The name Aston derives from the Old English ēasttūn meaning 'east settlement'. The affix Somerville derives from the Somerville family, who held land in the village in the 13th century.

Historically, the Aston Somerville Village has consisted of three individual farms (originally known as the Lower, Middle and Upper Farms), albeit they have usually been farmed as one estate (most notably attributed to the Crowther Family in the 19th century).

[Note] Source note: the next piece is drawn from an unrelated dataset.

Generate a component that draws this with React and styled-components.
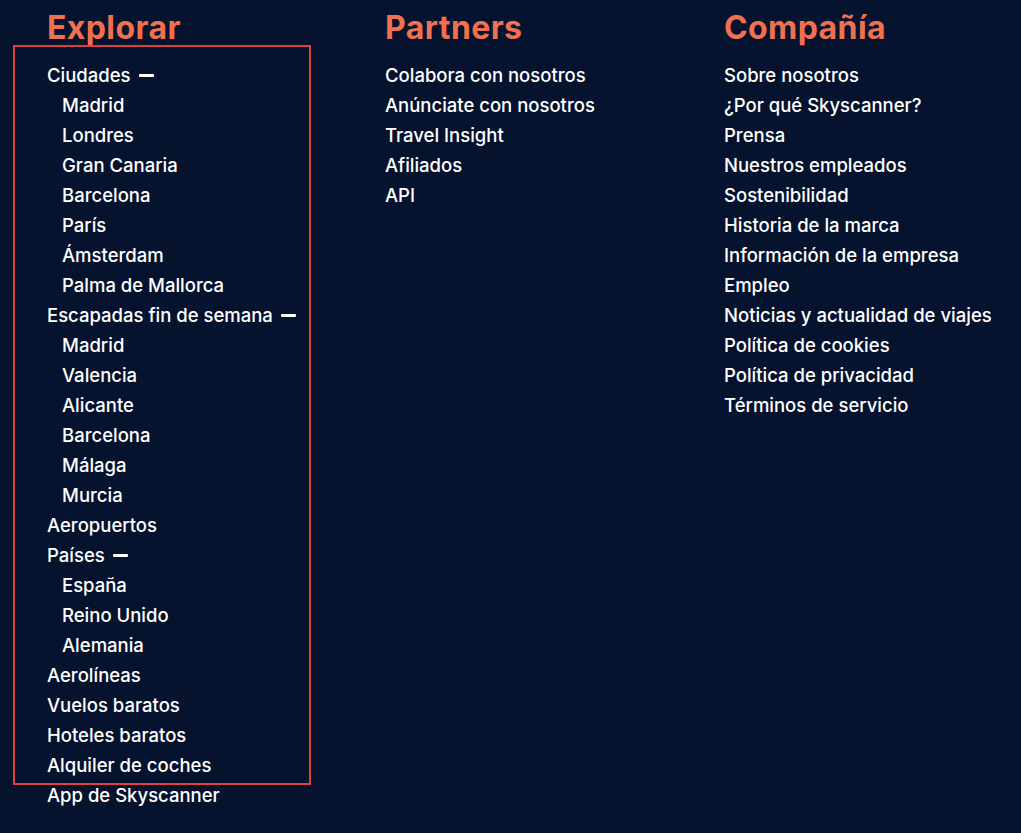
import React from "react";
import styled, { createGlobalStyle } from "styled-components";

const Global = createGlobalStyle`
  html, body { margin: 0; padding: 0; background: #05132f; }
  body { font-family: Inter, "Noto Sans", sans-serif; -webkit-font-smoothing: antialiased; }
`;

const Page = styled.div`
  width: 1021px;
  height: 833px;
  background: #05132f;
  box-sizing: border-box;
  padding: 8px 0 0 47px;
  display: grid;
  grid-template-columns: 338px 339px 1fr;
  overflow: hidden;
`;

const Column = styled.section`
  position: relative;
  display: flex;
  flex-direction: column;
`;

const Heading = styled.h2`
  margin: 0 0 12px 0;
  font-size: 32px;
  line-height: 40px;
  font-weight: 700;
  color: #f0704f;
  letter-spacing: 0.4px;
`;

const List = styled.ul`
  list-style: none;
  margin: 0;
  padding: 0;
`;

const Item = styled.li`
  display: flex;
  align-items: center;
  height: 30px;
  padding-left: ${(p) => (p.$sub ? "15px" : "0")};
  font-size: 18.5px;
  font-weight: 500;
  color: #ffffff;
  letter-spacing: 0;
  white-space: nowrap;
`;

const Dash = styled.span`
  display: inline-block;
  width: 15px;
  height: 3px;
  border-radius: 1px;
  background: #ffffff;
  margin-left: 8px;
`;

const Highlight = styled.div`
  position: absolute;
  left: -34px;
  top: 37px;
  width: 298px;
  height: 740px;
  box-sizing: border-box;
  border: 2.5px solid #e0403f;
  pointer-events: none;
`;

const explorar = [
  { t: "Ciudades", dash: true },
  { t: "Madrid", sub: true },
  { t: "Londres", sub: true },
  { t: "Gran Canaria", sub: true },
  { t: "Barcelona", sub: true },
  { t: "París", sub: true },
  { t: "Ámsterdam", sub: true },
  { t: "Palma de Mallorca", sub: true },
  { t: "Escapadas fin de semana", dash: true },
  { t: "Madrid", sub: true },
  { t: "Valencia", sub: true },
  { t: "Alicante", sub: true },
  { t: "Barcelona", sub: true },
  { t: "Málaga", sub: true },
  { t: "Murcia", sub: true },
  { t: "Aeropuertos" },
  { t: "Países", dash: true },
  { t: "España", sub: true },
  { t: "Reino Unido", sub: true },
  { t: "Alemania", sub: true },
  { t: "Aerolíneas" },
  { t: "Vuelos baratos" },
  { t: "Hoteles baratos" },
  { t: "Alquiler de coches" },
  { t: "App de Skyscanner" },
];

const partners = [
  "Colabora con nosotros",
  "Anúnciate con nosotros",
  "Travel Insight",
  "Afiliados",
  "API",
];

const compania = [
  "Sobre nosotros",
  "¿Por qué Skyscanner?",
  "Prensa",
  "Nuestros empleados",
  "Sostenibilidad",
  "Historia de la marca",
  "Información de la empresa",
  "Empleo",
  "Noticias y actualidad de viajes",
  "Política de cookies",
  "Política de privacidad",
  "Términos de servicio",
];

export default function App() {
  return (
    <>
      <Global />
      <Page>
        <Column>
          <Heading>Explorar</Heading>
          <List>
            {explorar.map((it, i) => (
              <Item key={i} $sub={it.sub}>
                {it.t}
                {it.dash && <Dash />}
              </Item>
            ))}
          </List>
          <Highlight />
        </Column>
        <Column>
          <Heading>Partners</Heading>
          <List>
            {partners.map((t) => (
              <Item key={t}>{t}</Item>
            ))}
          </List>
        </Column>
        <Column>
          <Heading>Compañía</Heading>
          <List>
            {compania.map((t) => (
              <Item key={t}>{t}</Item>
            ))}
          </List>
        </Column>
      </Page>
    </>
  );
}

St Mary's Church is a grade I listed building dating from the 13th century.

===War memorials===
The following names appear on the Village's war memorial in St. Mary's Church:
- Percy Baverstock
- Earnest Stock Dale
- Gerald Haines - who is also commemorated on the Broadway War Memorial
- George Frederick Hoddinot - "Fell at Damery" (also recorded on a tombstone)
- James Pay
- Alfred Perkins
- Leonard Pitman

Recorded on another gravestone in the Churchyard is another World War I casualty:
- Henry West KRR "Missing at Langemarch"
The sole World War II casualty recorded is:
- Geoffrey Norman Wilson (son of Lt Col D.D. Wilson)

===Marriage records===
As of July 2012, information on marriages in Aston Somerville that occurred between 1700 and 1812 is available on the internet.

===1994 Harrier crash===

On 14 January 1994, Harrier ZD349 crashed, which killed the American pilot, from RAF Wittering, Captain Brenden Hearney (26 March 1964 - 1994), aged 29. He may have stayed in his aircraft, to avoid hitting a school, and did not eject. The wreckage was over two or three fields. His father was General Richard D. Hearney. Brenden had studied Engineering at the University of Southern California, where he was part of the Skull and Dagger (honor society).